▶ **What is being asked**: Return only the lines running from the line that holds "Emit a component" to the line that holds "The picture is", including both.

▶ **Records**:
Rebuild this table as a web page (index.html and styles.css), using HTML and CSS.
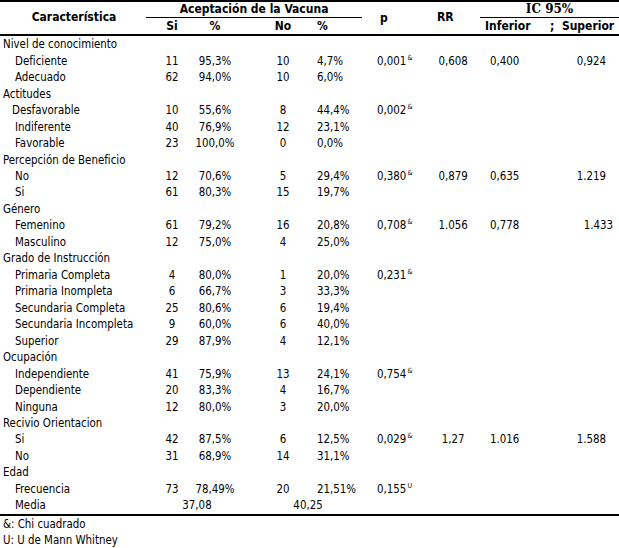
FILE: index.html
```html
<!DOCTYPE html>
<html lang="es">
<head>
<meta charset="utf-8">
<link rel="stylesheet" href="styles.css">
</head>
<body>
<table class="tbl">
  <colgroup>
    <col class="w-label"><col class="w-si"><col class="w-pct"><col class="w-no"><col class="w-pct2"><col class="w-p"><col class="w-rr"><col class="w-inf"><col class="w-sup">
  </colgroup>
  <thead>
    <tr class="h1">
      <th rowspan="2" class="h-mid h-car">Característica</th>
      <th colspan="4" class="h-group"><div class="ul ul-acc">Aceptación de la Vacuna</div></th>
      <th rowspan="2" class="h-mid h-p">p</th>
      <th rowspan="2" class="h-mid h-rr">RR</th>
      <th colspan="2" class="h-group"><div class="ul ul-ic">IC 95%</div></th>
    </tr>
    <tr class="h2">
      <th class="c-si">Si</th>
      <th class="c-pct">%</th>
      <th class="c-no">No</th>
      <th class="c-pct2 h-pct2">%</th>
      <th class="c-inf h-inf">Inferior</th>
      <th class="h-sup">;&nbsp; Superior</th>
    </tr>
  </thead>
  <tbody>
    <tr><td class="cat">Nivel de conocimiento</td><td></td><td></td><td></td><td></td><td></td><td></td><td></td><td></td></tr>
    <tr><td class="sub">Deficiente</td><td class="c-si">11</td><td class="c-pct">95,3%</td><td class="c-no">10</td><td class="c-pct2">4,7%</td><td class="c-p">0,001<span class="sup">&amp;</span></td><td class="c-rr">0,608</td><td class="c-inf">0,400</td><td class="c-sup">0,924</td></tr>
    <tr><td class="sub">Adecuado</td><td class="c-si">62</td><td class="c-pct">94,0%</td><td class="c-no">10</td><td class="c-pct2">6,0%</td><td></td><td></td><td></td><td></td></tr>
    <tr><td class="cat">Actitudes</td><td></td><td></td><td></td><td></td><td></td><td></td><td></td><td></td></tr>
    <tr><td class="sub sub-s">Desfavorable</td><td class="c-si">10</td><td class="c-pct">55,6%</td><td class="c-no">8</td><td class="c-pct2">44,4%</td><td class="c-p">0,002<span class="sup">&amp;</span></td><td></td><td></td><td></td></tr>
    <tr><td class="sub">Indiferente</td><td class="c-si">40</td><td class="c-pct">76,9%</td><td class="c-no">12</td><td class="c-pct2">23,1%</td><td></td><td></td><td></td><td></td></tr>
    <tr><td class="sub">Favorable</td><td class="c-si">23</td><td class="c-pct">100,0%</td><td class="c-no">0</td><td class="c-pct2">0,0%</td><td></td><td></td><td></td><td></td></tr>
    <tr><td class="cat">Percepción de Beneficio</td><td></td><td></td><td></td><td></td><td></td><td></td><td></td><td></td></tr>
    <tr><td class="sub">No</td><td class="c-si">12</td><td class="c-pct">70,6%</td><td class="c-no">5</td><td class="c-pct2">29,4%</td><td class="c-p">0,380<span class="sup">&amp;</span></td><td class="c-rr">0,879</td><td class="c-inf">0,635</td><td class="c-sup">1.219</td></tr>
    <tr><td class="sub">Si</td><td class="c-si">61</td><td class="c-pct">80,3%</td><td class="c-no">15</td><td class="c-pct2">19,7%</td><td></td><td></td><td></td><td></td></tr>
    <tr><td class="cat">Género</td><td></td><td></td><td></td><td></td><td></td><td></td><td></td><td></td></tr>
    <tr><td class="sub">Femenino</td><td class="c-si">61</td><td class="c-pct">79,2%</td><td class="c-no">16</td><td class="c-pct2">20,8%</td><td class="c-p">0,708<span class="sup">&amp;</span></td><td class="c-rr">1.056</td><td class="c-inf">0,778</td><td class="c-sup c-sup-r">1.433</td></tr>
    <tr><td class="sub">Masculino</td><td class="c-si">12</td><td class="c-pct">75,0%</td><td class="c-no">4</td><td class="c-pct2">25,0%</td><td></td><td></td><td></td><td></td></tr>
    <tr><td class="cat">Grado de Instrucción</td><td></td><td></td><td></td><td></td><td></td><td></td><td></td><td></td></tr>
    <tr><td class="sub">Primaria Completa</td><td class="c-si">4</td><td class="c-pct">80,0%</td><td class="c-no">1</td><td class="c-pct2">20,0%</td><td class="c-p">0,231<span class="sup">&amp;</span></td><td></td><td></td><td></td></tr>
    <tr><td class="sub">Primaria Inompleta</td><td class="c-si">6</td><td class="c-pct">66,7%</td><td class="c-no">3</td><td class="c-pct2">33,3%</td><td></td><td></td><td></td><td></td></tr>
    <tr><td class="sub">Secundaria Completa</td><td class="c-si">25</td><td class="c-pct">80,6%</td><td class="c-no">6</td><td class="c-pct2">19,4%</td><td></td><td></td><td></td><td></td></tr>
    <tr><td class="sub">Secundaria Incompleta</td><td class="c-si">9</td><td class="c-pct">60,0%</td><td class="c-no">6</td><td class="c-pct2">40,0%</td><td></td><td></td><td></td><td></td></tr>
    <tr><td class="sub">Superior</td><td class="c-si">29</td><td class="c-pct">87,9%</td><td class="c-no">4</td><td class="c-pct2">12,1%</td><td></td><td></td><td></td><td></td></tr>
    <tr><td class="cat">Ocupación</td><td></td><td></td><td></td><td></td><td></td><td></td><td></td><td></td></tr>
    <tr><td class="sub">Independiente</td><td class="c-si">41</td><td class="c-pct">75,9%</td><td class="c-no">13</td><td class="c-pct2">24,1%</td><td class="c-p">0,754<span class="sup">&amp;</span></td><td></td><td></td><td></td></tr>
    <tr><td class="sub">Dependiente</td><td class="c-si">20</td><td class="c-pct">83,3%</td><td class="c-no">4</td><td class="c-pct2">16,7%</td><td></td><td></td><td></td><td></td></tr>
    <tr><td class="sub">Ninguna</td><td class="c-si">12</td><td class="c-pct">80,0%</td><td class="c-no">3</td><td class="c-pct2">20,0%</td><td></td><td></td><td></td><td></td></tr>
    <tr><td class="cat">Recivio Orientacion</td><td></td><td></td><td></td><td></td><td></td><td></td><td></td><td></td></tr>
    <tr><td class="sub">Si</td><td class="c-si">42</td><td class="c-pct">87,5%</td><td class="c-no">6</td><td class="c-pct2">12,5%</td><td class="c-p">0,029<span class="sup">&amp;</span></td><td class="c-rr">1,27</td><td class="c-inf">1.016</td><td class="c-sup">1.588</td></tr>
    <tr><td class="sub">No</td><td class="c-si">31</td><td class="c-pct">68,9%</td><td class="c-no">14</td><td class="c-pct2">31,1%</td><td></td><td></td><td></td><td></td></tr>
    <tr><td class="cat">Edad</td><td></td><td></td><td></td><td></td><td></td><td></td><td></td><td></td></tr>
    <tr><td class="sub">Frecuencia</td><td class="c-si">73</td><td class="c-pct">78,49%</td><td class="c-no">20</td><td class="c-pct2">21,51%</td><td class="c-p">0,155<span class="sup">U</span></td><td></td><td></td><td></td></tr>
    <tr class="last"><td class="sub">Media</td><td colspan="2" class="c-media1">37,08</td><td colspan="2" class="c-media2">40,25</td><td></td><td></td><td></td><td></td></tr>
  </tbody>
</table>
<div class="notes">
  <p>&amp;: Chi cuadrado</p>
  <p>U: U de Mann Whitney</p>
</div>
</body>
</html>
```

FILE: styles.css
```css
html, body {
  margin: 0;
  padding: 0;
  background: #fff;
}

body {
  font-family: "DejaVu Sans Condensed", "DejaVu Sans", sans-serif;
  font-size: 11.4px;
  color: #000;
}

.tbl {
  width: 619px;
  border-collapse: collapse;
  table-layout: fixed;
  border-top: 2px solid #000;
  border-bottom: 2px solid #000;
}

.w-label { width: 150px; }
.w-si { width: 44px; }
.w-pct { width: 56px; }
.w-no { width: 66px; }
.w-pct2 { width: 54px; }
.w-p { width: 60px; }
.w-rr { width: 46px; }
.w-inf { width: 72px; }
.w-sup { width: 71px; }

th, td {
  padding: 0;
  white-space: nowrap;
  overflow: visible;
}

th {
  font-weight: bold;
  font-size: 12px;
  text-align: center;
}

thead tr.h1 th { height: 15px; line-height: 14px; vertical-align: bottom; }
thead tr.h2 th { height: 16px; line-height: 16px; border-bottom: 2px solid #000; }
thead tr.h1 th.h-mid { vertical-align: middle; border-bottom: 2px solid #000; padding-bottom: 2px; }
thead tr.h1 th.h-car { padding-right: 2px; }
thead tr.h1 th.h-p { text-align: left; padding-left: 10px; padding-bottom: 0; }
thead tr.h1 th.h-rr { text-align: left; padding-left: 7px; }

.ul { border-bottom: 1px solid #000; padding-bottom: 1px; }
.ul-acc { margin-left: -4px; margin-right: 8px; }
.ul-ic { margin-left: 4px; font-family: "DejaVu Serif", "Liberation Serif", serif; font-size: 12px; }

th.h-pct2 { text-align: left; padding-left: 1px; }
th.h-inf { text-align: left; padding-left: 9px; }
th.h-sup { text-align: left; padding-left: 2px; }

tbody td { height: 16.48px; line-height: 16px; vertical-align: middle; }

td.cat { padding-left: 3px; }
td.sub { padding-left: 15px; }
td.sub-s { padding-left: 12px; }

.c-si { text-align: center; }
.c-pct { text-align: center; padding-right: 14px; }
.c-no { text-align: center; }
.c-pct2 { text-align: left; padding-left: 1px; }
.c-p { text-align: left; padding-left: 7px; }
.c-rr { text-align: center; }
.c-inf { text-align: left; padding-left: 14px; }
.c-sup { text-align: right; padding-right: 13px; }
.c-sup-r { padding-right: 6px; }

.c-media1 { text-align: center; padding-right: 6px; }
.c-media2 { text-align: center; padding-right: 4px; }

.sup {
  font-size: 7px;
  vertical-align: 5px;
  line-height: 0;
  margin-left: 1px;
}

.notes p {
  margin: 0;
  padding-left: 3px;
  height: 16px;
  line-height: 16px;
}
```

==

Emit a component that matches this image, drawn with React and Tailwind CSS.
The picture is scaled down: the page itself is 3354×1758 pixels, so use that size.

▶ **Exercise result**:
Emit a component that matches this image, drawn with React and Tailwind CSS.
The picture is scaled down: the page itself is 3354×1758 pixels, so use that size.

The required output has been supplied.